*The task*: Take the listing from its first line through the line that contains "string[] = [];" and please retype those lines exactly, leaving out the pictures.
-.-.-
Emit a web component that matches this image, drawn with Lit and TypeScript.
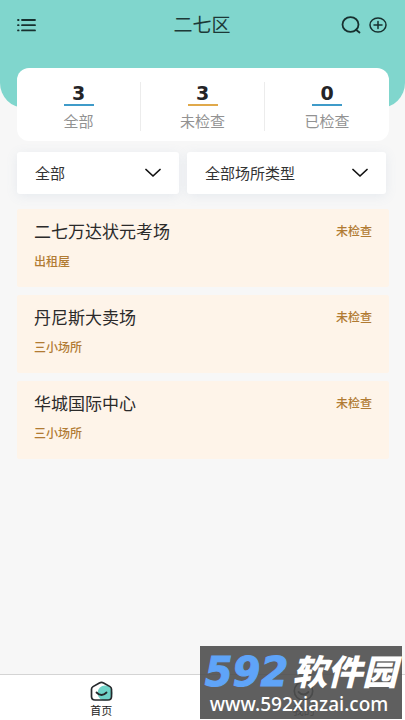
import { LitElement, html, css, svg } from "lit";
import { customElement, property } from "lit/decorators.js";

interface Stat { value: number; label: string; tone: string; }
interface Place { name: string; kind: string; status: string; }

const STATS: Stat[] = [
  { value: 3, label: "全部", tone: "blue" },
  { value: 3, label: "未检查", tone: "amber" },
  { value: 0, label: "已检查", tone: "blue" },
];

const PLACES: Place[] = [
  { name: "二七万达状元考场", kind: "出租屋", status: "未检查" },
  { name: "丹尼斯大卖场", kind: "三小场所", status: "未检查" },
  { name: "华城国际中心", kind: "三小场所", status: "未检查" },
];

@customElement("place-card")
export class PlaceCard extends LitElement {
  @property({ attribute: false }) place!: Place;

  static styles = css`
    :host { display: block; }
    .card {
      display: flex;
      justify-content: space-between;
      background: #fef4e9;
      border-radius: 2px;
      padding: 10px 17px 14px;
    }
    .name { margin: 0; font-size: 17px; line-height: 26px; font-weight: 400; color: #2b2a2a; }
    .kind { margin: 6px 0 0; font-size: 12px; line-height: 22px; color: #b17b33; font-weight: 500; }
    .status { font-size: 12px; line-height: 26px; color: #b17b33; font-weight: 500; }
  `;

  render() {
    return html`
      <article class="card">
        <div>
          <h2 class="name">${this.place.name}</h2>
          <p class="kind">${this.place.kind}</p>
        </div>
        <span class="status">${this.place.status}</span>
      </article>`;
  }
}

@customElement("filter-select")
export class FilterSelect extends LitElement {
  @property() label = "";
  @property({ attribute: false }) options: string[] = [];

  static styles = css`
    :host { display: block; min-width: 0; }
    .box {
      display: grid;
      align-items: center;
      background: #fff;
      border-radius: 3px;
      box-shadow: 0 2px 12px rgba(110, 140, 180, 0.12);
    }
    .select, .arrow { grid-area: 1 / 1; }
    .select {
      appearance: none;
      width: 100%;
      height: 42px;
      padding: 0 40px 0 18px;
      border: 0;
      background: transparent;
      font: inherit;
      font-size: 15px;
      color: #333;
    }
    .arrow { justify-self: end; margin-right: 18px; pointer-events: none; }
  `;

  render() {
    return html`
      <div class="box">
        <select class="select" aria-label=${this.label}>
          ${this.options.map((o) => html`<option>${o}</option>`)}
        </select>
        <svg class="arrow" width="16" height="10" viewBox="0 0 16 10" fill="none"
          stroke="#111" stroke-width="1.7" stroke-linecap="round" stroke-linejoin="round">
          <path d="M1 1.5 8 8l7-6.5" />
        </svg>
      </div>`;
  }
}

const homeIcon = svg`
  <circle cx="15" cy="12" r="7.5" fill="#6fd3c8" />
  <path d="M1.5 8.2Q1.5 6.6 3 5.6L9.4 1.9Q11.5.8 13.6 1.9L20 5.6Q21.5 6.6 21.5 8.2V15.6Q21.5 19 18 19H5Q1.5 19 1.5 15.6Z"
    fill="none" stroke="#25282b" stroke-width="1.7" />
  <path d="M6.5 11.5Q11.5 16.5 16.5 11.5" fill="none" stroke="#25282b" stroke-width="1.8" stroke-linecap="round" />`;

const mineIcon = svg`
  <circle cx="11.5" cy="10" r="9.2" fill="none" stroke="#25282b" stroke-width="1.7" />
  <path d="M6.5 11Q11.5 16 16.5 11" fill="none" stroke="#25282b" stroke-width="1.8" stroke-linecap="round" />`;

@customElement("app-root")
export class AppRoot extends LitElement {
  static styles = css`
    :host {
      display: flex;
      flex-direction: column;
      min-height: 100vh;
      position: relative;
      background: #f7f7f7;
      color: #2b2a2a;
      font-family: "Noto Sans", "Noto Sans CJK SC", sans-serif;
    }
    .head {
      background: #80d6cd;
      border-radius: 0 0 25px 25px;
      height: 108px;
    }
    .bar {
      display: grid;
      grid-template-columns: 1fr auto 1fr;
      align-items: center;
      height: 50px;
      padding: 0 18px 0 17px;
    }
    .title { margin: 0; font-size: 19px; line-height: 28px; font-weight: 400; color: #1d3937; }
    .actions { display: flex; gap: 8px; justify-content: flex-end; }
    .icon {
      display: flex;
      padding: 0;
      border: 0;
      background: none;
      color: #17302f;
      justify-self: start;
      align-items: center;
    }
    .stats {
      display: grid;
      grid-template-columns: repeat(3, 1fr);
      margin: -40px 16px 0 17px;
      padding: 14px 0 10px;
      background: #fff;
      border-radius: 12px;
    }
    .stat {
      display: flex;
      flex-direction: column;
      align-items: center;
      border-right: 1px solid #ececec;
    }
    .stat:last-child { border-right: 0; }
    .value {
      width: 30px;
      height: 22px;
      border-bottom: 2px solid;
      text-align: center;
      font: 700 19px/22px "DejaVu Sans", sans-serif;
      color: #242427;
    }
    .rule.blue { border-color: #3f9bc9; }
    .rule.amber { border-color: #e0a94b; }
    .label { margin-top: 6px; font-size: 15px; line-height: 19px; color: #929292; }
    .filters {
      display: grid;
      grid-template-columns: 162fr 199fr;
      gap: 8px;
      padding: 11px 19px 15px 17px;
    }
    .list { display: flex; flex-direction: column; gap: 8px; padding: 0 16px 20px 17px; flex: 1; }
    .tabs {
      display: grid;
      grid-template-columns: 1fr 1fr;
      background: #fff;
      border-top: 1px solid #d4d4d4;
    }
    .tab {
      display: flex;
      flex-direction: column;
      align-items: center;
      gap: 2px;
      height: 45px;
      padding-top: 6px;
      box-sizing: border-box;
      font-size: 11px;
      line-height: 16px;
      color: #222;
      text-decoration: none;
    }
    .mark {
      position: absolute;
      right: 3px;
      bottom: 1px;
      width: 202px;
      height: 73px;
      background: rgba(78, 78, 78, 0.9);
      overflow: hidden;
      white-space: nowrap;
      color: #fff;
    }
    .brand {
      display: flex;
      justify-content: center;
      align-items: center;
      gap: 4px;
      height: 46px;
      margin-top: 3px;
      font-style: italic;
    }
    .digits {
      font: italic 700 40px/46px "DejaVu Sans", sans-serif;
      color: #5fa4f8;
      -webkit-text-stroke: 1px #5fa4f8;
    }
    .word { font-size: 35px; line-height: 46px; font-weight: 900; }
    .site { display: block; text-align: center; padding-right: 4px; font-size: 19px; line-height: 18px; font-weight: 500; }
  `;

  render() {
    return html`
      <header class="head">
        <div class="bar">
          <button class="icon" aria-label="菜单">
            <svg width="19" height="14" viewBox="0 0 19 14" stroke="currentColor" stroke-width="1.8" stroke-linecap="round">
              <path d="M1 2h.6M5 2h13M1 7.2h.6M5 7.2h13M1 12.4h.6M5 12.4h13" />
            </svg>
          </button>
          <h1 class="title">二七区</h1>
          <div class="actions">
            <button class="icon" aria-label="搜索">
              <svg width="20" height="18" viewBox="0 0 20 18" fill="none" stroke="currentColor" stroke-width="1.8" stroke-linecap="round">
                <ellipse cx="9.5" cy="8.5" rx="8" ry="7.4" /><path d="m15 13.8 3.5 2.7" />
              </svg>
            </button>
            <button class="icon" aria-label="添加">
              <svg width="18" height="16" viewBox="0 0 18 16" fill="none" stroke="currentColor" stroke-width="1.5" stroke-linecap="round">
                <ellipse cx="9" cy="8" rx="8" ry="7" /><path d="M5 8h8M9 4.5v7" />
              </svg>
            </button>
          </div>
        </div>
      </header>
      <section class="stats">
        ${STATS.map((s) => html`
          <div class="stat">
            <span class="value rule ${s.tone}">${s.value}</span>
            <span class="label">${s.label}</span>
          </div>`)}
      </section>
      <div class="filters">
        <filter-select label="检查状态" .options=${["全部", "未检查", "已检查"]}></filter-select>
        <filter-select label="场所类型" .options=${["全部场所类型", "出租屋", "三小场所"]}></filter-select>
      </div>
      <main class="list">
        ${PLACES.map((p) => html`<place-card .place=${p}></place-card>`)}
      </main>
      <nav class="tabs">
        <a class="tab" href="#home"><svg width="23" height="20" viewBox="0 0 23 20">${homeIcon}</svg>首页</a>
        <a class="tab" href="#mine"><svg width="23" height="20" viewBox="0 0 23 20">${mineIcon}</svg>我的</a>
      </nav>
      <div class="mark">
        <div class="brand"><span class="digits">592</span><span class="word">软件园</span></div>
        <span class="site">www.592xiazai.com</span>
      </div>`;
  }
}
-.-.-
*Written answer*:
Emit a web component that matches this image, drawn with Lit and TypeScript.
import { LitElement, html, css, svg } from "lit";
import { customElement, property } from "lit/decorators.js";

interface Stat { value: number; label: string; tone: string; }
interface Place { name: string; kind: string; status: string; }

const STATS: Stat[] = [
  { value: 3, label: "全部", tone: "blue" },
  { value: 3, label: "未检查", tone: "amber" },
  { value: 0, label: "已检查", tone: "blue" },
];

const PLACES: Place[] = [
  { name: "二七万达状元考场", kind: "出租屋", status: "未检查" },
  { name: "丹尼斯大卖场", kind: "三小场所", status: "未检查" },
  { name: "华城国际中心", kind: "三小场所", status: "未检查" },
];

@customElement("place-card")
export class PlaceCard extends LitElement {
  @property({ attribute: false }) place!: Place;

  static styles = css`
    :host { display: block; }
    .card {
      display: flex;
      justify-content: space-between;
      background: #fef4e9;
      border-radius: 2px;
      padding: 10px 17px 14px;
    }
    .name { margin: 0; font-size: 17px; line-height: 26px; font-weight: 400; color: #2b2a2a; }
    .kind { margin: 6px 0 0; font-size: 12px; line-height: 22px; color: #b17b33; font-weight: 500; }
    .status { font-size: 12px; line-height: 26px; color: #b17b33; font-weight: 500; }
  `;

  render() {
    return html`
      <article class="card">
        <div>
          <h2 class="name">${this.place.name}</h2>
          <p class="kind">${this.place.kind}</p>
        </div>
        <span class="status">${this.place.status}</span>
      </article>`;
  }
}

@customElement("filter-select")
export class FilterSelect extends LitElement {
  @property() label = "";
  @property({ attribute: false }) options: string[] = [];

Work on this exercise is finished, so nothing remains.